How to Handle Changes in Your Child’s Behavior
Pushing Away All Healthy Food
The problem: A two-year-old whose picky eating suddenly went extreme―he shunned anything but waffles, grilled cheese, French fries, and ice cream. “For six months, we tried reasoning with him,” says Samantha Meiler of Millburn, New Jersey.The fix: Surprise! “Doing nothing at all,” she says. “We put different foods in front of him. If he didn’t eat them, we didn’t make a big deal about it.” (There was always one option they knew he would eat, like fries, in addition to the others.) It wasn’t always easy.

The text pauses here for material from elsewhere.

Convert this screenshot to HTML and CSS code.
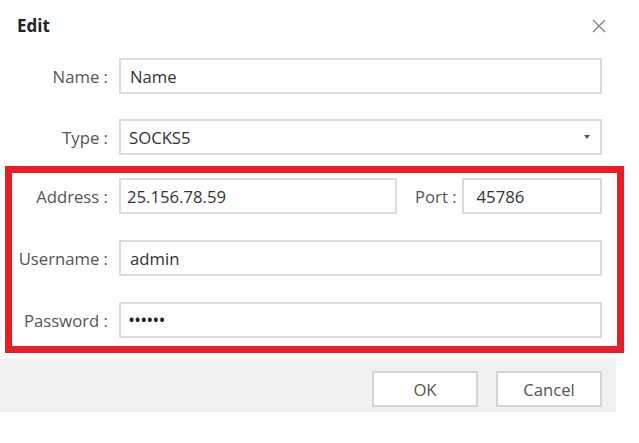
FILE: index.html
```html
<!DOCTYPE html>
<html>
<head>
<meta charset="utf-8">
<link rel="stylesheet" href="styles.css">
</head>
<body>
<div class="dialog">
  <div class="titlebar">
    <span class="title">Edit</span>
    <svg class="close" width="14" height="14" viewBox="0 0 14 14"><path d="M1 1L13 13M13 1L1 13" stroke="#808080" stroke-width="1.3" fill="none"/></svg>
  </div>
  <div class="fields">
    <div class="row">
      <label class="label">Name :</label>
      <div class="input">Name</div>
    </div>
    <div class="row">
      <label class="label">Type :</label>
      <div class="input select">SOCKS5<span class="arrow"></span></div>
    </div>
  </div>
  <div class="highlight">
    <div class="row">
      <label class="label inner">Address :</label>
      <div class="input addr">25.156.78.59</div>
      <label class="port-label">Port :</label>
      <div class="input port">45786</div>
    </div>
    <div class="row">
      <label class="label inner">Username :</label>
      <div class="input">admin</div>
    </div>
    <div class="row">
      <label class="label inner">Password :</label>
      <div class="input pass">••••••</div>
    </div>
  </div>
  <div class="footer">
    <button class="btn">OK</button>
    <button class="btn">Cancel</button>
  </div>
</div>
</body>
</html>
```
FILE: styles.css
```css
html, body {
  margin: 0;
  padding: 0;
  background: #fff;
}
body {
  font-family: "Open Sans", "Noto Sans", sans-serif;
  font-size: 16.7px;
  color: #333;
}
.dialog {
  width: 639px;
  height: 443px;
  box-sizing: border-box;
}
.titlebar {
  height: 58px;
  box-sizing: border-box;
  padding: 14px 33px 0 17px;
  display: flex;
  justify-content: space-between;
  align-items: flex-start;
}
.title {
  font-weight: 700;
  font-size: 17px;
  line-height: 24px;
  color: #222;
}
.close {
  margin-top: 5px;
}
.fields {
  padding-right: 37px;
}
.row {
  display: flex;
  align-items: center;
  height: 36px;
}
.row + .row {
  margin-top: 25px;
}
.highlight .row + .row {
  margin-top: 26px;
}
.label {
  width: 108px;
  margin-right: 11px;
  text-align: right;
  color: #555;
  flex: none;
}
.label.inner {
  width: 96px;
}
.input {
  flex: 1;
  height: 36px;
  box-sizing: border-box;
  border: 2px solid #dcdcdc;
  background: #fff;
  padding-left: 9px;
  display: flex;
  align-items: center;
  color: #333;
  position: relative;
}
.select {
  padding-left: 8px;
}
.arrow {
  position: absolute;
  right: 10px;
  top: 14px;
  width: 0;
  height: 0;
  border-left: 3px solid transparent;
  border-right: 3px solid transparent;
  border-top: 4px solid #555;
}
.highlight {
  margin: 11px 15px 0 5px;
  border: 7px solid #ec1c24;
  padding: 5px 15px 8px 0;
}
.addr {
  flex: none;
  width: 278px;
  padding-left: 6px;
}
.port-label {
  margin-left: 18px;
  margin-right: 5px;
  color: #555;
}
.port {
  padding-left: 13px;
}
.pass {
  font-size: 13.5px;
  font-weight: 700;
  letter-spacing: 1px;
  padding-left: 8px;
  color: #222;
}
.footer {
  margin-top: 5px;
  width: 616px;
  height: 54px;
  box-sizing: border-box;
  background: #f0f0f0;
  border-top: 1px solid #f6f6f6;
  display: flex;
  justify-content: flex-end;
  gap: 18px;
  padding: 12px 14px 0 0;
}
.btn {
  width: 106px;
  height: 36px;
  background: #fff;
  border: 2px solid #d4d4d4;
  font-family: "Open Sans", "Noto Sans", sans-serif;
  font-size: 16.7px;
  color: #555;
  padding: 0;
}
```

Meiler says she would occasionally leave the room to avoid getting frustrated. But the patience paid off. About a month into the new approach, “he started trying things. Suddenly he was eating chicken, strawberries, raisins, apples, corn. We were diligent about exposing him to new foods, and one day he simply ate them,” she says. (Research shows that kids may need to be exposed to a food 15 times before they’ll readily eat it.)
The expert take: “Hunger becomes a teacher,” says Leman. “When a kid refuses to eat something, don’t fuss over it.” Many parents underestimate the downside of being too pushy, says Long: “Sometimes if we back off, they’ll try things on their own. When you’re more relaxed, their curiosity can take over.”